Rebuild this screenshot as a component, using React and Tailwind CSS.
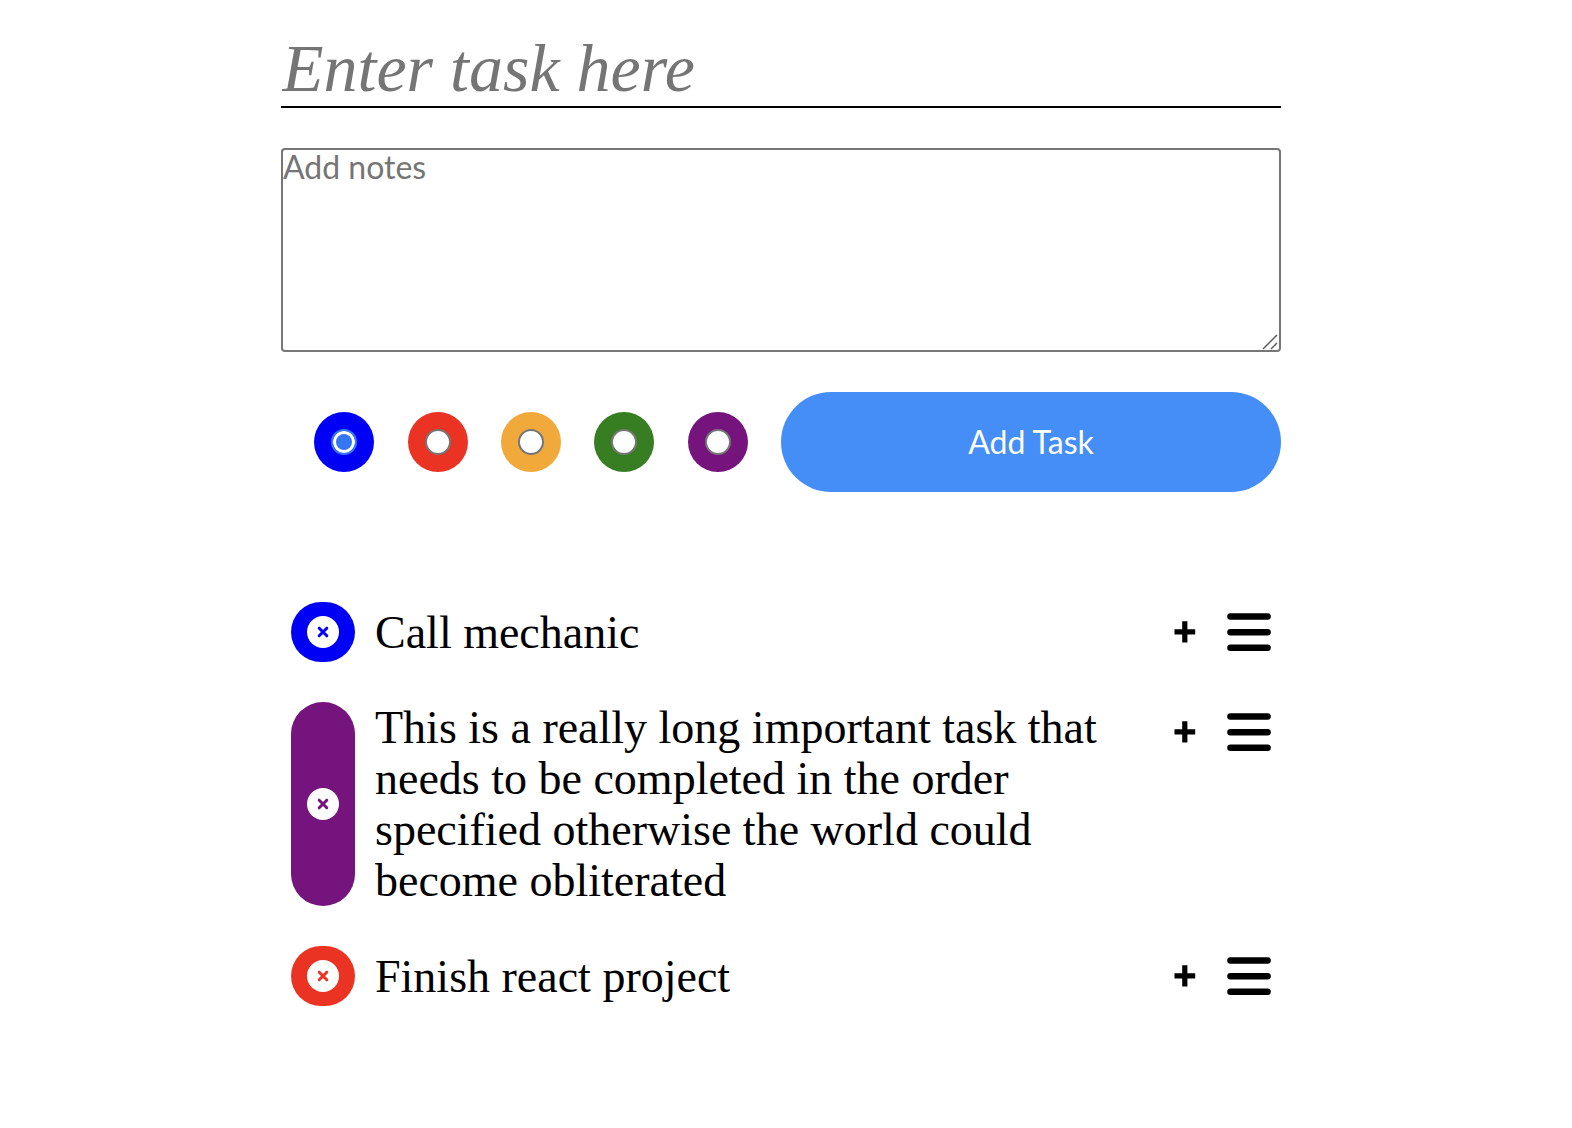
import { useState } from "react";

const COLORS = [
  { name: "blue", bg: "bg-[#0000f5]", text: "text-[#0000f5]" },
  { name: "red", bg: "bg-[#ea3323]", text: "text-[#ea3323]" },
  { name: "orange", bg: "bg-[#f2a93b]", text: "text-[#f2a93b]" },
  { name: "green", bg: "bg-[#377e22]", text: "text-[#377e22]" },
  { name: "purple", bg: "bg-[#75147c]", text: "text-[#75147c]" },
];

const TASKS = [
  { title: "Call mechanic", color: COLORS[0] },
  {
    title:
      "This is a really long important task that needs to be completed in the order specified otherwise the world could become obliterated",
    color: COLORS[4],
  },
  { title: "Finish react project", color: COLORS[1] },
];

function ColorOption({ color, checked, onSelect }) {
  return (
    <label className={`flex size-[60px] items-center justify-center rounded-full ${color.bg}`}>
      <input
        type="radio"
        name="color"
        value={color.name}
        aria-label={color.name}
        checked={checked}
        onChange={onSelect}
        className="size-[26px] appearance-none rounded-full border-2 border-[#767676] bg-white checked:border-[#3577f3] checked:bg-[#3577f3] checked:shadow-[inset_0_0_0_3px_#ffffff]"
      />
    </label>
  );
}

function Task({ task }) {
  return (
    <li className="flex gap-5 px-[10px]">
      <button
        type="button"
        aria-label={`Remove ${task.title}`}
        className={`flex w-16 shrink-0 items-center justify-center rounded-[32px] ${task.color.bg}`}
      >
        <span className={`flex size-8 items-center justify-center rounded-full bg-white ${task.color.text}`}>
          <svg viewBox="0 0 12 12" className="size-3" fill="none" stroke="currentColor" strokeWidth="3" strokeLinecap="round">
            <path d="M2.2 2.2l7.6 7.6M9.8 2.2L2.2 9.8" />
          </svg>
        </span>
      </button>
      <div className="flex min-h-[60px] min-w-0 flex-1 items-center">
        <p className="max-w-[740px] text-[46px] leading-[51px]">{task.title}</p>
      </div>
      <div className="flex h-[60px] shrink-0 items-center gap-[31px]">
        <button type="button" aria-label="Show notes">
          <svg viewBox="0 0 22 22" className="size-[22px]" fill="currentColor">
            <path d="M8.2 0.3h5.2v7.9h7.8v5.2h-7.8v8.1H8.2v-8.1H0.5V8.2h7.7z" />
          </svg>
        </button>
        <button type="button" aria-label="Reorder">
          <svg viewBox="0 0 44 38" className="h-[38px] w-11" fill="currentColor">
            <rect x="0.2" y="0.3" width="43.6" height="6.5" rx="3.2" />
            <rect x="0.2" y="15.9" width="43.6" height="6.5" rx="3.2" />
            <rect x="0.2" y="31.4" width="43.6" height="6.5" rx="3.2" />
          </svg>
        </button>
      </div>
    </li>
  );
}

export default function App() {
  const [color, setColor] = useState("blue");

  return (
    <div className="min-h-screen bg-white pr-[10px] text-black">
      <main className="mx-auto max-w-[1000px] pt-[30px] font-['Liberation_Serif',serif]">
        <form onSubmit={(e) => e.preventDefault()}>
          <input
            type="text"
            aria-label="Task"
            placeholder="Enter task here"
            className="block h-[78px] w-full border-b-2 border-black pl-px text-[68px] italic outline-none placeholder:text-[#757575]"
          />
          <textarea
            aria-label="Notes"
            placeholder="Add notes"
            className="mt-10 block h-[204px] w-full resize-none rounded-[4px] border-2 border-[#767676] font-['Lato',sans-serif] text-[32px] leading-[34px] outline-none placeholder:text-[#757575]"
          />
          <div className="relative">
            <svg
              viewBox="0 0 16 16"
              aria-hidden="true"
              className="pointer-events-none absolute right-[3px] bottom-[2px] size-4"
              fill="none"
              stroke="#5c5c5c"
              strokeWidth="1.5"
            >
              <path d="M1 15L15 1M9 15l6-6" />
            </svg>
          </div>
          <div className="mt-10 flex">
            <div className="flex flex-1 items-center justify-evenly">
              {COLORS.map((c) => (
                <ColorOption key={c.name} color={c} checked={color === c.name} onSelect={() => setColor(c.name)} />
              ))}
            </div>
            <button
              type="submit"
              className="h-[100px] flex-1 rounded-full bg-[#458ef7] font-['Lato',sans-serif] text-[32px] text-white"
            >
              Add Task
            </button>
          </div>
        </form>
        <ul className="mt-[110px] flex flex-col gap-10">
          {TASKS.map((t) => (
            <Task key={t.title} task={t} />
          ))}
        </ul>
      </main>
    </div>
  );
}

▶ [Task instructions]
Write the lines above out again exactly, without any of their pictures.

▶ [Exercise response]
Rebuild this screenshot as a component, using React and Tailwind CSS.
import { useState } from "react";

const COLORS = [
  { name: "blue", bg: "bg-[#0000f5]", text: "text-[#0000f5]" },
  { name: "red", bg: "bg-[#ea3323]", text: "text-[#ea3323]" },
  { name: "orange", bg: "bg-[#f2a93b]", text: "text-[#f2a93b]" },
  { name: "green", bg: "bg-[#377e22]", text: "text-[#377e22]" },
  { name: "purple", bg: "bg-[#75147c]", text: "text-[#75147c]" },
];

const TASKS = [
  { title: "Call mechanic", color: COLORS[0] },
  {
    title:
      "This is a really long important task that needs to be completed in the order specified otherwise the world could become obliterated",
    color: COLORS[4],
  },
  { title: "Finish react project", color: COLORS[1] },
];

function ColorOption({ color, checked, onSelect }) {
  return (
    <label className={`flex size-[60px] items-center justify-center rounded-full ${color.bg}`}>
      <input
        type="radio"
        name="color"
        value={color.name}
        aria-label={color.name}
        checked={checked}
        onChange={onSelect}
        className="size-[26px] appearance-none rounded-full border-2 border-[#767676] bg-white checked:border-[#3577f3] checked:bg-[#3577f3] checked:shadow-[inset_0_0_0_3px_#ffffff]"
      />
    </label>
  );
}

function Task({ task }) {
  return (
    <li className="flex gap-5 px-[10px]">
      <button
        type="button"
        aria-label={`Remove ${task.title}`}
        className={`flex w-16 shrink-0 items-center justify-center rounded-[32px] ${task.color.bg}`}
      >
        <span className={`flex size-8 items-center justify-center rounded-full bg-white ${task.color.text}`}>
          <svg viewBox="0 0 12 12" className="size-3" fill="none" stroke="currentColor" strokeWidth="3" strokeLinecap="round">
            <path d="M2.2 2.2l7.6 7.6M9.8 2.2L2.2 9.8" />
          </svg>
        </span>
      </button>
      <div className="flex min-h-[60px] min-w-0 flex-1 items-center">
        <p className="max-w-[740px] text-[46px] leading-[51px]">{task.title}</p>
      </div>
      <div className="flex h-[60px] shrink-0 items-center gap-[31px]">
        <button type="button" aria-label="Show notes">
          <svg viewBox="0 0 22 22" className="size-[22px]" fill="currentColor">
            <path d="M8.2 0.3h5.2v7.9h7.8v5.2h-7.8v8.1H8.2v-8.1H0.5V8.2h7.7z" />
          </svg>
        </button>
        <button type="button" aria-label="Reorder">
          <svg viewBox="0 0 44 38" className="h-[38px] w-11" fill="currentColor">
            <rect x="0.2" y="0.3" width="43.6" height="6.5" rx="3.2" />
            <rect x="0.2" y="15.9" width="43.6" height="6.5" rx="3.2" />
            <rect x="0.2" y="31.4" width="43.6" height="6.5" rx="3.2" />
          </svg>
        </button>
      </div>
    </li>
  );
}

export default function App() {
  const [color, setColor] = useState("blue");

  return (
    <div className="min-h-screen bg-white pr-[10px] text-black">
      <main className="mx-auto max-w-[1000px] pt-[30px] font-['Liberation_Serif',serif]">
        <form onSubmit={(e) => e.preventDefault()}>
          <input
            type="text"
            aria-label="Task"
            placeholder="Enter task here"
            className="block h-[78px] w-full border-b-2 border-black pl-px text-[68px] italic outline-none placeholder:text-[#757575]"
          />
          <textarea
            aria-label="Notes"
            placeholder="Add notes"
            className="mt-10 block h-[204px] w-full resize-none rounded-[4px] border-2 border-[#767676] font-['Lato',sans-serif] text-[32px] leading-[34px] outline-none placeholder:text-[#757575]"
          />
          <div className="relative">
            <svg
              viewBox="0 0 16 16"
              aria-hidden="true"
              className="pointer-events-none absolute right-[3px] bottom-[2px] size-4"
              fill="none"
              stroke="#5c5c5c"
              strokeWidth="1.5"
            >
              <path d="M1 15L15 1M9 15l6-6" />
            </svg>
          </div>
          <div className="mt-10 flex">
            <div className="flex flex-1 items-center justify-evenly">
              {COLORS.map((c) => (
                <ColorOption key={c.name} color={c} checked={color === c.name} onSelect={() => setColor(c.name)} />
              ))}
            </div>
            <button
              type="submit"
              className="h-[100px] flex-1 rounded-full bg-[#458ef7] font-['Lato',sans-serif] text-[32px] text-white"
            >
              Add Task
            </button>
          </div>
        </form>
        <ul className="mt-[110px] flex flex-col gap-10">
          {TASKS.map((t) => (
            <Task key={t.title} task={t} />
          ))}
        </ul>
      </main>
    </div>
  );
}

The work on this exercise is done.